3. Embrace Asymmetric Signing (RS256)
Traditional symmetric signing algorithms, such as HMAC, use the same secret key for both signing and verification. This means that any party with access to the secret key can both create and validate JWTs. Asymmetric signing algorithms, like RS256, offer a more secure approach. RS256 uses a public-private key pair. The private key is used to sign the JWT, while the public key is used to verify the signature. The public key can be safely shared with clients and other services, as it cannot be used to generate new JWTs. The private key, however, must be kept strictly confidential.
By using RS256, the risk of key leakage is significantly reduced. Even if the public key is compromised, attackers cannot forge JWTs without the private key. This separation of concerns provides an additional layer of security and makes it more difficult for attackers to exploit leaked keys. Implementing RS256 requires generating a public-private key pair and configuring the application to use these keys for signing and verification. Most JWT libraries support RS256, making the transition relatively straightforward.
The private key should be stored securely using hardware security modules (HSMs) or other robust key management solutions. Regularly rotate the key pair to further minimize the risk of compromise. Asymmetric signing is a critical component of a comprehensive JWT security strategy, providing enhanced protection against key leakage and unauthorized access.

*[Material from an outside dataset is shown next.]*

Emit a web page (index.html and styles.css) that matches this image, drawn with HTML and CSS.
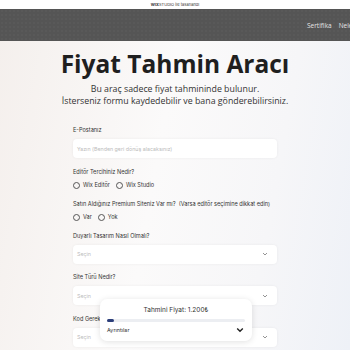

4. Implement Robust Logging and Monitoring
Proactive monitoring is essential for detecting and responding to potential security threats. Implementing comprehensive logging and monitoring of JWT usage can provide valuable insights into suspicious activity and help identify potential key leakage incidents. Log all JWT-related events, including token generation, validation, and revocation. Include relevant information such as the user ID, IP address, and timestamp.
Monitor for anomalies in token usage patterns. For example, detect if the same token is being used from multiple IP addresses simultaneously, or if a user is suddenly accessing resources they typically don't. Set up alerts to notify security personnel of any suspicious activity. Automated monitoring tools can help identify anomalies in real-time, enabling prompt investigation and response.

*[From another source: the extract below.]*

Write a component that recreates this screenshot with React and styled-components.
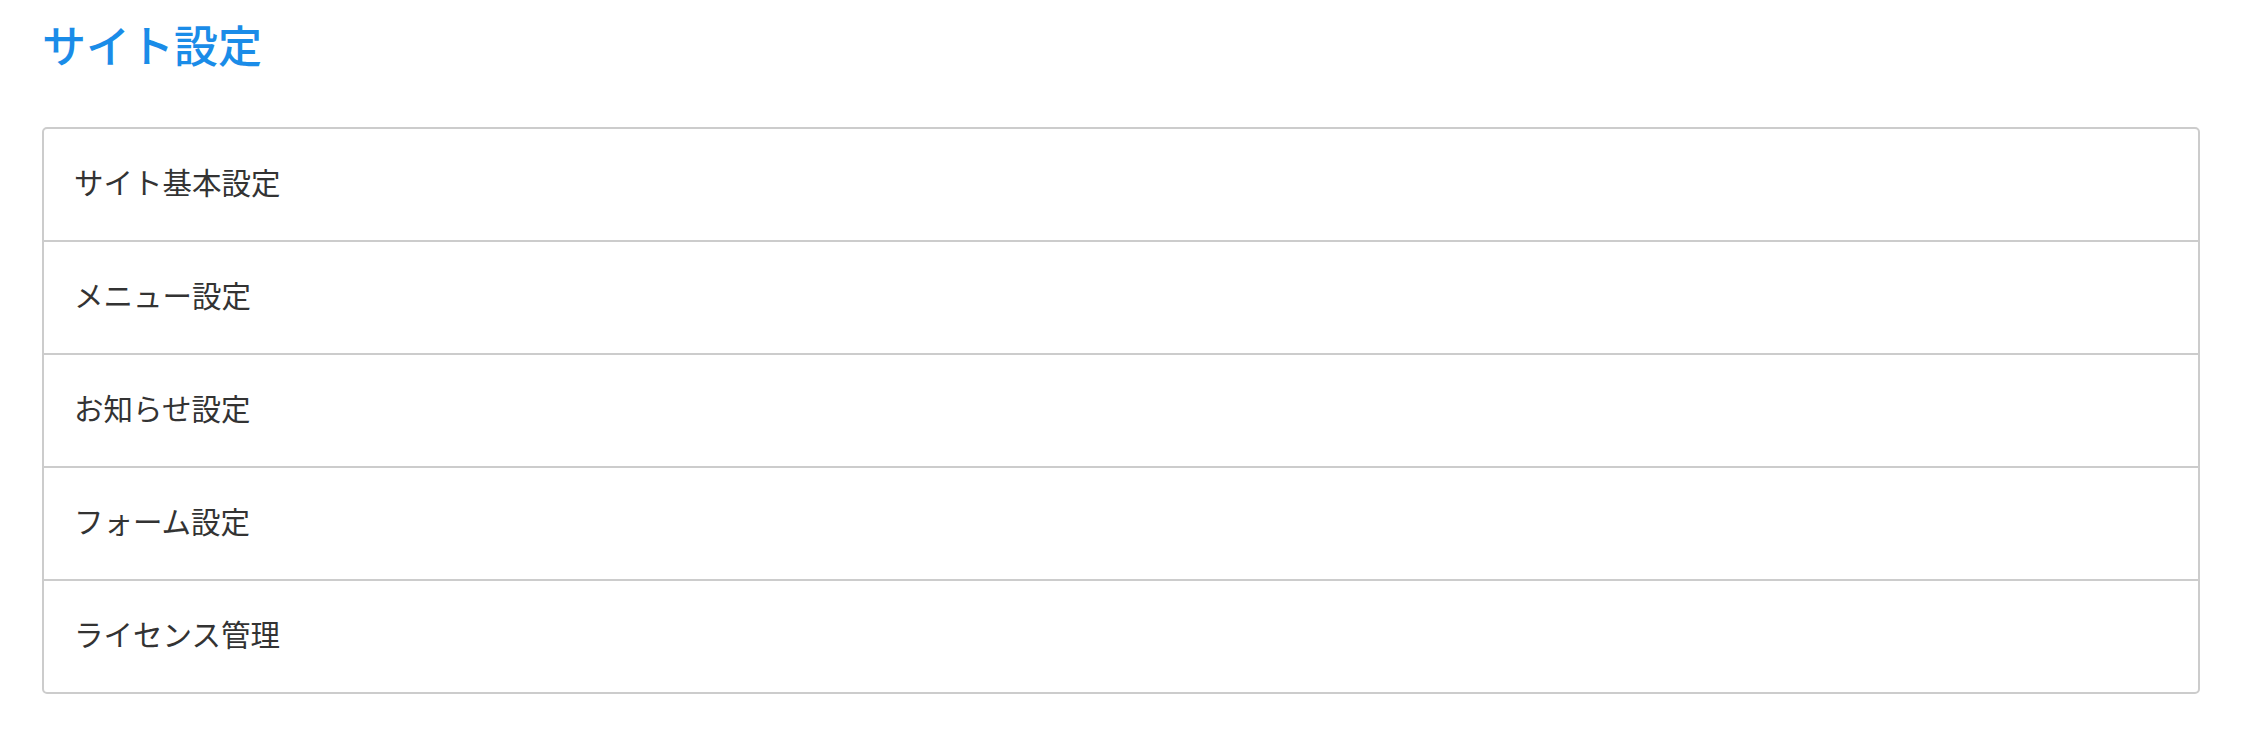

Correlate JWT usage logs with other security logs, such as authentication attempts and access control logs, to gain a holistic view of the system's security posture. This can help identify patterns and connections that might otherwise go unnoticed. Regularly review logs and monitoring data to identify potential security vulnerabilities and improve the overall security posture of the application. Robust logging and monitoring are crucial for detecting and responding to JWT key leakage and other security incidents.
5. Enable Token Revocation
Despite implementing preventive measures, the possibility of JWT key leakage remains. In such cases, the ability to revoke tokens is crucial to prevent further unauthorized access. Token revocation invalidates existing JWTs, preventing them from being used to access protected resources. There are several approaches to token revocation: the most common being using a token blacklist or employing short expiration times combined with refresh tokens.
A token blacklist is a database or cache that stores a list of revoked tokens. When a request is received, the application checks the token against the blacklist. If the token is present, it is rejected. Blacklists provide immediate token revocation, but they can be resource-intensive to maintain, especially for large-scale applications.
Alternatively, short-lived tokens combined with refresh tokens offer a more scalable approach. JWTs are issued with a short expiration time, typically a few minutes. When the token expires, the client uses a refresh token to obtain a new JWT. If a token is suspected of being compromised, the refresh token can be revoked, effectively invalidating the associated JWT. This approach reduces the window of opportunity for attackers and minimizes the impact of key leakage.
Implement a clear process for revoking tokens in response to security incidents. This process should include identifying the compromised tokens, adding them to the blacklist (if applicable), and notifying affected users. Regularly review the token revocation process to ensure its effectiveness and efficiency. Token revocation is a critical safeguard against the consequences of JWT key leakage, enabling organizations to quickly mitigate the impact of a security breach.
Beyond the core strategies for preventing JWT key leakage, there are additional considerations that can further enhance the security of JWT-based systems. These include implementing input validation, using secure storage for keys, and regularly updating dependencies.
Input Validation
Always validate the data included in the JWT payload. Do not trust user-supplied data without proper validation. This helps prevent injection attacks and other vulnerabilities that could compromise the token's integrity. Implement strict input validation rules and escape any potentially harmful characters.
Secure Key Storage
Store signing keys securely using hardware security modules (HSMs) or other robust key management solutions. Avoid storing keys in plain text or in easily accessible locations. Restrict access to keys to authorized personnel only. Regularly audit key storage practices to ensure compliance with security policies.
Dependency Updates
Keep JWT libraries and other dependencies up to date. Security vulnerabilities are often discovered in software libraries, and updates typically include fixes for these vulnerabilities. Regularly update dependencies to ensure that the application is protected against known threats.
JWT key leakage is a critical security threat that can have severe consequences for web applications. By understanding the risks and implementing robust preventative measures, organizations can significantly reduce the likelihood of key compromise and protect their systems from unauthorized access. Employing strong, random secrets, implementing key rotation, embracing asymmetric signing, enabling token revocation, and implementing comprehensive logging and monitoring are essential steps in securing JWT-based systems.
In addition to these core strategies, organizations should also consider input validation, secure key storage, and regular dependency updates. A multi-faceted approach to security is crucial for mitigating the risks associated with JWT key leakage and ensuring the confidentiality, integrity, and availability of web applications. Prioritizing JWT security is essential for maintaining user trust and protecting sensitive data in today's threat landscape.